My favorite flowering tree in town is native to Argentina. Its English name is the silk floss tree. I know where two of them are Uptown. I’ve been riding by them both since mid-August, hoping for blooms. The one on Pitt Street behind the Prytania Theater bloomed on the first day of October. Its trunk covered with thorns, coated in construction dust, suddenly it burst open with complicated, creamy-pinky blossoms: how is such a thing possible?
I’ve ridden my bike by that tree every day since — on my way to work, to the gym, to nowhere in particular. Its improbable flowers. I might never get to see them again. Not after this year.
On the fourteenth day of the month I go to the airport and fly out of town. What a thing, to be able to get on a plane again without much fear, after more than a year of chemo and seeing my white blood cell count tumble downward. It is a leap, a flight of faith, me getting on the plane: I don’t want to end up in an emergency room; I don’t want to suffer anywhere other than home.
Several people tell me when I tell them that I am flying north for fall break that they hope I will enjoy the leaves.

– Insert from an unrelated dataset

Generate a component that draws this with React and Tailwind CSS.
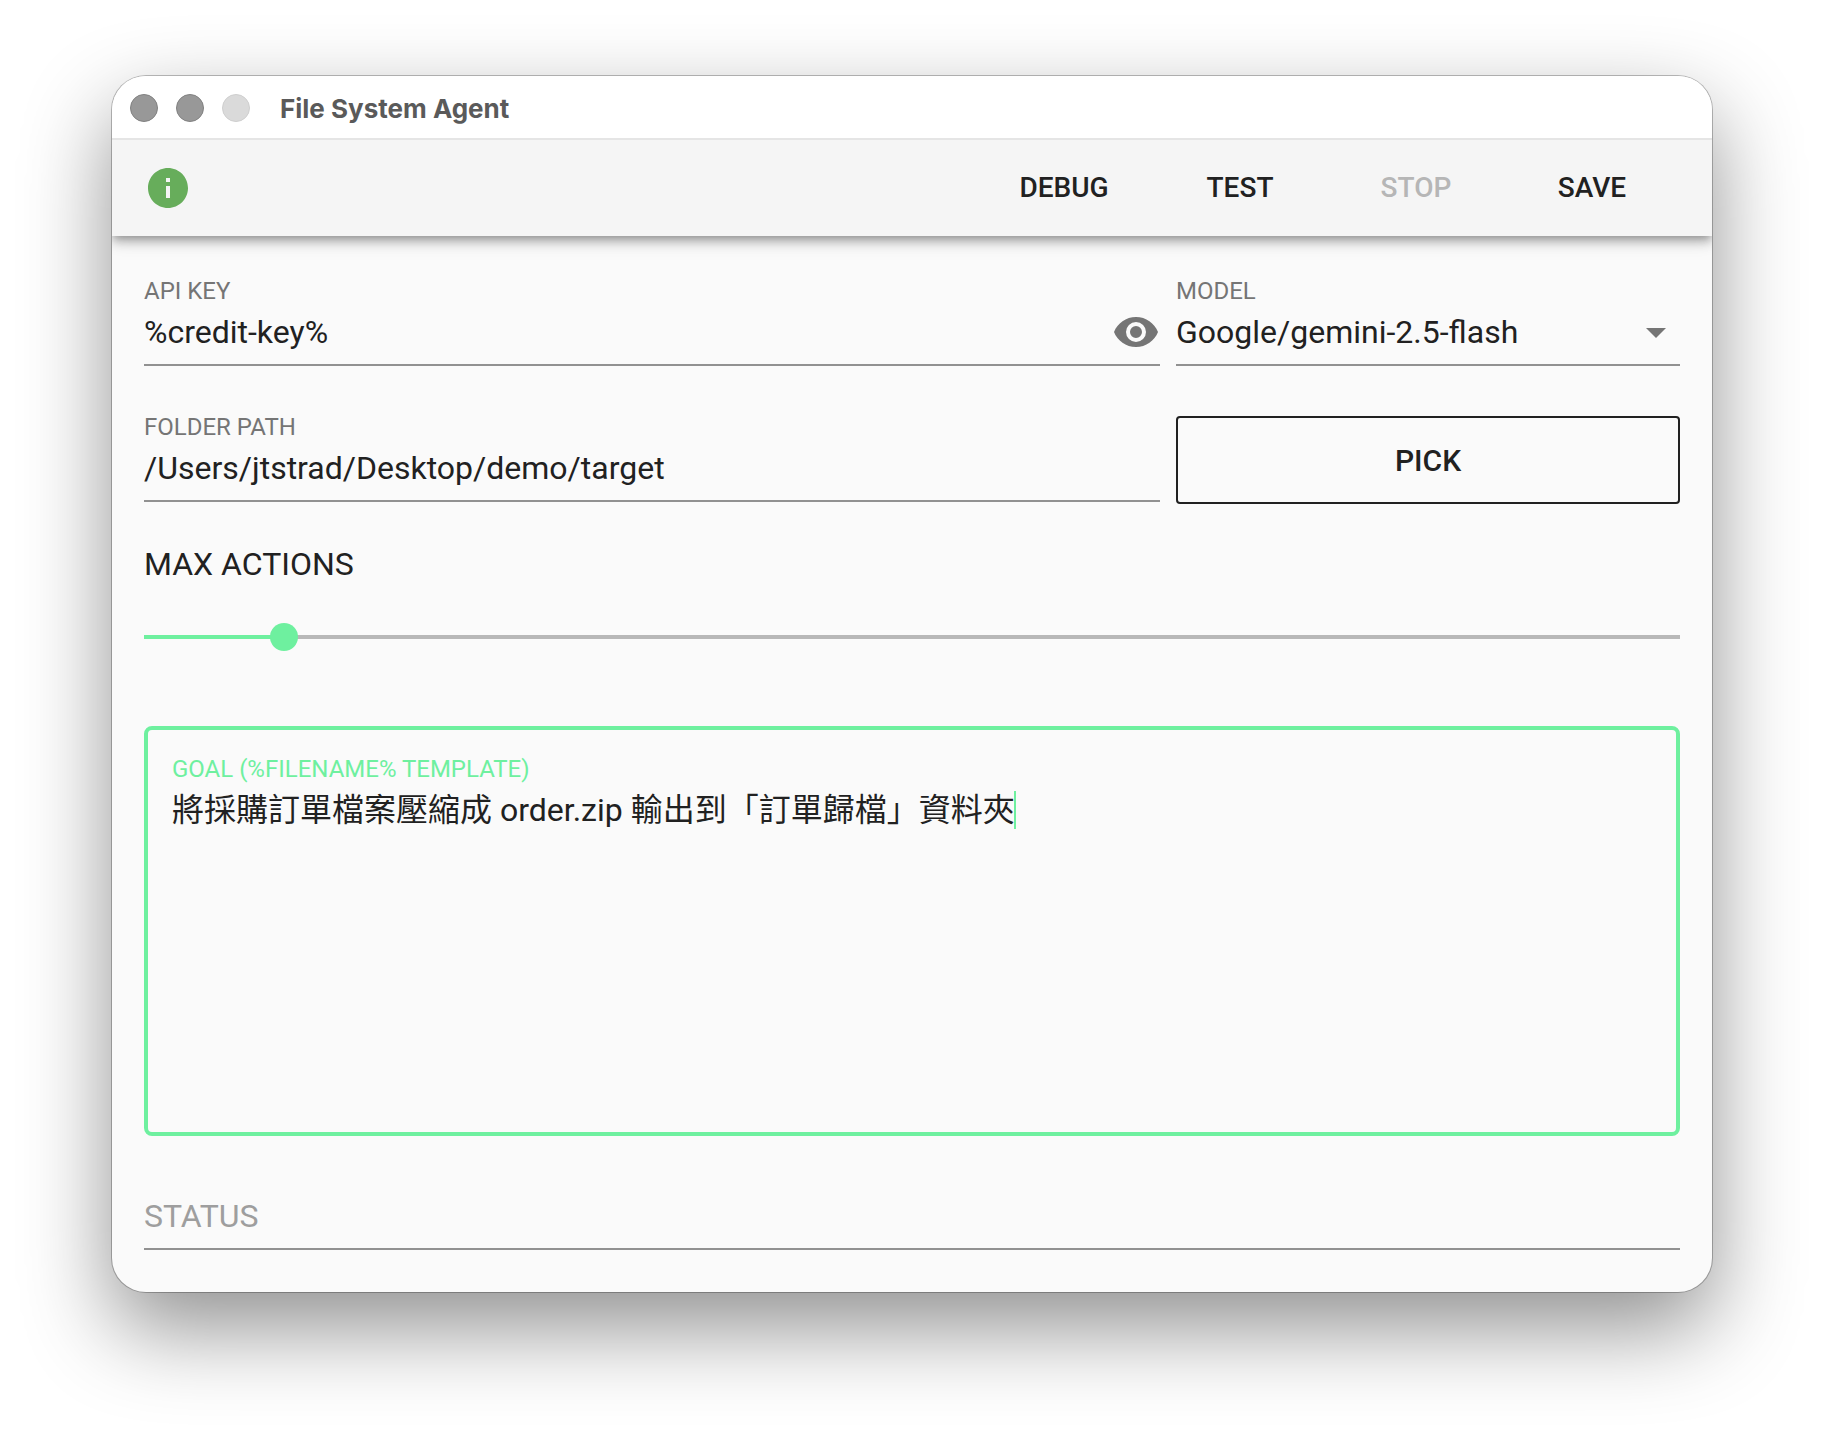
import React, { useState } from 'react';

const UI_FONT = "font-['Roboto','Noto_Sans_CJK_TC',sans-serif]";

const MODELS = ['Google/gemini-2.5-flash', 'Google/gemini-2.5-pro'];

const ACTIONS = [
  { label: 'DEBUG' },
  { label: 'TEST' },
  { label: 'STOP', disabled: true },
  { label: 'SAVE' },
];

const Icon = ({ path, className }) => (
  <svg viewBox="0 0 24 24" className={`w-12 h-12 shrink-0 fill-current ${className}`} aria-hidden="true">
    <path d={path} />
  </svg>
);

const ICONS = {
  info: 'M12 2C6.48 2 2 6.48 2 12s4.48 10 10 10 10-4.48 10-10S17.52 2 12 2zm1 15h-2v-6h2v6zm0-8h-2V7h2v2z',
  eye: 'M12 9a3 3 0 0 0-3 3 3 3 0 0 0 3 3 3 3 0 0 0 3-3 3 3 0 0 0-3-3m0 8a5 5 0 0 1-5-5 5 5 0 0 1 5-5 5 5 0 0 1 5 5 5 5 0 0 1-5 5m0-12.5C7 4.5 2.73 7.61 1 12c1.73 4.39 6 7.5 11 7.5s9.27-3.11 11-7.5c-1.73-4.39-6-7.5-11-7.5z',
  menuDown: 'M7 10l5 5 5-5H7z',
};

// Underlined field; `label` stays empty when the placeholder is used instead
const Field = ({ id, label, children }) => (
  <div className="border-b-2 border-[#919191] pb-[6px]">
    <label htmlFor={id} className="block h-[30px] text-2xl leading-[30px] text-[#757575]">{label}</label>
    <div className="flex items-center h-[52px]">{children}</div>
  </div>
);

const TitleBar = () => (
  <header className="relative z-10 flex items-center h-16 pt-0.5 px-[18px] bg-white border-b-2 border-[#e5e5e5]">
    <div className="flex gap-[18px]">
      <span className="w-7 h-7 rounded-full bg-[#989898] border border-[#808080]" />
      <span className="w-7 h-7 rounded-full bg-[#989898] border border-[#808080]" />
      <span className="w-7 h-7 rounded-full bg-[#dadada] border border-[#cecece]" />
    </div>
    <h1 className="ml-[30px] pt-0.5 font-['Inter',sans-serif] text-[26px] leading-8 font-bold text-[#5a5a5a]">
      File System Agent
    </h1>
  </header>
);

const Toolbar = () => (
  <div className="relative flex items-center h-24 px-8 bg-[#f5f5f5] shadow-[0_4px_8px_-2px_rgba(0,0,0,0.28),0_8px_10px_0_rgba(0,0,0,0.14),0_2px_20px_0_rgba(0,0,0,0.12)]">
    <button type="button" aria-label="Info">
      <Icon path={ICONS.info} className="text-[#67ad5b]" />
    </button>
    <div className="flex ml-auto">
      {ACTIONS.map(({ label, disabled }) => (
        <button
          key={label}
          type="button"
          disabled={disabled}
          className="w-44 h-24 text-[28px] font-medium text-[#212121] disabled:text-[#b6b6b6]"
        >
          {label}
        </button>
      ))}
    </div>
  </div>
);

const MaxActions = () => {
  const [value, setValue] = useState(10);
  const pct = ((value - 1) / 99) * 100;

  return (
    <div className="mt-10">
      <label htmlFor="max-actions" className="block text-[32px] leading-10">MAX ACTIONS</label>
      {/* half a thumb of overhang on each side, so the thumb centre runs edge to edge */}
      <div className="mt-9 -mx-3.5">
        <input
          id="max-actions"
          type="range"
          min="1"
          max="100"
          value={value}
          onChange={(e) => setValue(Number(e.target.value))}
          className="block w-full h-[34px] appearance-none bg-[length:calc(100%-28px)_4px] bg-center bg-no-repeat outline-none [&::-webkit-slider-thumb]:appearance-none [&::-webkit-slider-thumb]:w-7 [&::-webkit-slider-thumb]:h-7 [&::-webkit-slider-thumb]:rounded-full [&::-webkit-slider-thumb]:bg-[#6ef09f]"
          style={{ backgroundImage: `linear-gradient(to right, #6ef09f ${pct}%, #b8b8b8 ${pct}%)` }}
        />
      </div>
    </div>
  );
};

const Goal = () => {
  const [goal, setGoal] = useState('將採購訂單檔案壓縮成 order.zip 輸出到「訂單歸檔」資料夾');

  return (
    <div className="relative mt-[72px] px-6 pt-6 border-4 border-[#6ef09f] rounded-lg">
      <label htmlFor="goal" className="block text-2xl leading-[30px] text-[#6ef09f]">
        GOAL (%FILENAME% TEMPLATE)
      </label>
      <textarea
        id="goal"
        value={goal}
        onChange={(e) => setGoal(e.target.value)}
        className="block w-full h-[348px] resize-none bg-transparent text-[32px] leading-[52px] caret-[#6ef09f] outline-none"
      />
      <span className="absolute left-[866px] top-[61px] w-0.5 h-[38px] bg-[#6ef09f]" aria-hidden="true" />
    </div>
  );
};

const App = () => {
  const [apiKey, setApiKey] = useState('%credit-key%');
  const [folder, setFolder] = useState('/Users/jtstrad/Desktop/demo/target');
  const [model, setModel] = useState(MODELS[0]);

  return (
    <div className={`min-h-screen px-28 pt-[76px] pb-[148px] bg-white text-[#212121] ${UI_FONT}`}>
      <main className="overflow-hidden rounded-[34px] bg-[#fafafa] shadow-[0_0_0_1px_rgba(0,0,0,0.25),0_36px_88px_0_rgba(0,0,0,0.44)]">
        <TitleBar />
        <Toolbar />
        <form className="px-8 pt-10 pb-[42px]" onSubmit={(e) => e.preventDefault()}>
          <div className="grid grid-cols-[127fr_63fr] gap-x-4 gap-y-[46px] items-start">
            <Field id="api-key" label="API KEY">
              <input
                id="api-key"
                type="text"
                value={apiKey}
                onChange={(e) => setApiKey(e.target.value)}
                className="flex-1 min-w-0 h-full bg-transparent text-[32px] outline-none"
              />
              <button type="button" aria-label="Show key">
                <Icon path={ICONS.eye} className="text-[#757575]" />
              </button>
            </Field>
            <Field id="model" label="MODEL">
              <select
                id="model"
                value={model}
                onChange={(e) => setModel(e.target.value)}
                className="flex-1 min-w-0 h-full appearance-none bg-transparent text-[32px] outline-none"
              >
                {MODELS.map((m) => <option key={m}>{m}</option>)}
              </select>
              <Icon path={ICONS.menuDown} className="text-[#757575]" />
            </Field>
            <Field id="folder" label="FOLDER PATH">
              <input
                id="folder"
                type="text"
                value={folder}
                onChange={(e) => setFolder(e.target.value)}
                className="flex-1 min-w-0 h-full bg-transparent text-[32px] outline-none"
              />
            </Field>
            <button
              type="button"
              className="mt-1 h-[88px] border-2 border-[#212121] rounded text-[30px] font-medium"
            >
              PICK
            </button>
          </div>
          <MaxActions />
          <Goal />
          <div className="mt-6">
            <Field id="status">
              <input
                id="status"
                type="text"
                readOnly
                aria-label="Status"
                placeholder="STATUS"
                className="flex-1 min-w-0 h-full bg-transparent text-[32px] placeholder:text-[#9e9e9e] outline-none"
              />
            </Field>
          </div>
        </form>
      </main>
    </div>
  );
};

export default App;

The leaves. Yes, I always enjoy leaves.
The plane takes off early in the morning. I’m in a window seat, and when I see the shadow of my very own plane on the ground I start to cry. Unexpected. I have counted myself so, so lucky these past 15 months to be able to ride my bike, walk my block, stand in my garden long enough to see a plane overhead casting a shadow. Lucky people, on their way to somewhere good. And here I am now, causing the shadow. I am well enough to leave again. But I never want to leave. There I go.
I close my eyes and try to be reasonable. Even, even ground is what I’ve been trying to tread this past year: not too steep, not too sad, not too good, not too anything. Cope with cancer, day to day; step to step to step is enough.
I open my eyes and look out the window again. A lot of wing. I look behind: and there is my city. The city I chose. There is the river. There is the early sun raking across the water, turning it to gold. There is my bike path, the curve and curve and curve of it. Gorgeous amber shoulders of river and levee in this dawn light. I can see 25 miles of my bike path now. The enormity of it; the smallness of it; it is everything to me and it is not a postage stamp of the world. All the dragonflies down there! The mosquitoes! All the monarch butterflies we planted milkweed for and who’ve come back this year. All the leaves covered in dew. All the cats licking the dew off those leaves. My top-most tabasco peppers seeing the sun for the last time before the cardinals get them. The second harvests of figs no bigger than a thumb. The silk floss pinks and creams and lurid stamens; they are rooted there beyond reason, not native, thriving and spiky and beautiful. I get a last look at it all before the plane banks. And I gasp at how much just left my field of vision. What an awful lot to have to leave behind.